I asked Rabbi Lawson about the differences between Reform and Orthodox Judaism. "One of the differences with Orthodox Jews is the status of women," Lawson replied. "Men and women sit together in a Reform congregation. In an Orthodox congregation, they are separated. The separation boils down to women menstruating. In the Orthodox tradition, a woman is unclean during that time when she has her period. You don't want to walk around and ask every woman, 'Do you have your period today?' So they make a blanket thing of isolating women from men. Also, there is the sexual connotation. Women are considered provocateurs of men.

"Reform Judaism says that women and men are equal. We have women rabbis, women cantors, and women educators. The same thing would apply to gays and lesbians or bisexual people. We don't accept the biblical teaching about homosexuality. Our congregation was the first in San Diego to march in the Pride Parade, and we've done it every year since."

Rabbi Lawson summarized the differences between Orthodox and Reform Jews saying, "Orthodox Judaism is based on Jewish law and adhering to that. Reform Jews believe those teachings are a guidance not a governance to how we live. They guide us, and we make decisions based on them. So we don't just throw them out."

The evening was dark as I arrived for the 6 p.m. Friday service. Inside the sanctuary, pillars wrapped in golden metal support the peaked ceiling. An altar stands in the center of the sanctuary. It is from this altar that the Torah is read. A large stained-glass window illuminated by light depicts a scroll covered with Hebrew writing.

I counted just over 80 people, which was close to capacity for the intimate sanctuary. The congregation, primarily an older group, wore suits and dressy attire.

The Shabbat service followed the Gates of Prayer, a gender-sensitive book written for Reform Judaism. The service was conducted in Hebrew, but English was included in the readings when Lawson spoke to the worshippers. Rabbi Lawson led the a cappella singing in Hebrew. Through the evening, various men and women stepped forward to read portions from the Gates of Prayer and from the Torah. Often, the congregation would stand and sing, read a response or a prayer.

Rabbi Lawson shared historical stories, quotes, and poems from a variety of sources. These sources included scholars, poets, Jewish mystics, Kabbalists and other rabbis. The teachings were informational, providing insight into the meaning of words and language used throughout the service. The service ended with the Kiddush, when the congregation moved to the back of the room to partake of wine and bread.

As always, I asked Rabbi Lawson, "What happens to a person after they die?"

"There is a wide range of what people believe about life after death. These vary from 'When you are dead, you're dead'; some believe the soul lives on; others even believe in a bodily resurrection. I believe in some kind of existence after death. I don't think it is physical. You are reunited with God, the source of life. There is no hell or heaven in Jewish thought. You do have to stand for judgment. I taught an entire semester's course on this issue, so I can't really answer it. It would take me hours to explain it.

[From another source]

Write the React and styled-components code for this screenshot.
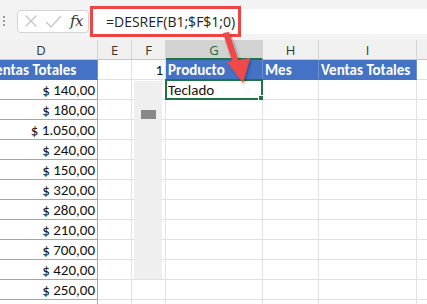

"Our focus in Judaism is not on life after death. The focus is on here and now. To quote a prophet, it is 'To do justly, to love mercy, to walk humbly with God.' "

Temple Emanu-El

6299 Capri Drive, Del Cerro




Denomination: Union for Reform Judaism

Address: 6299 Capri Drive, San Diego,

619-286-2555

Founded locally: 1964

Senior pastor: Rabbi Martin S. Lawson

Congregation size: 1400

Staff size: 15

Sunday school enrollment: 165

Annual budget: would not discuss

Weekly giving: would not discuss

Singles program: no

Dress: dressy

Diversity: white

Worship: Friday varies (6 or 7 p.m.); Saturday, 10:30 a.m.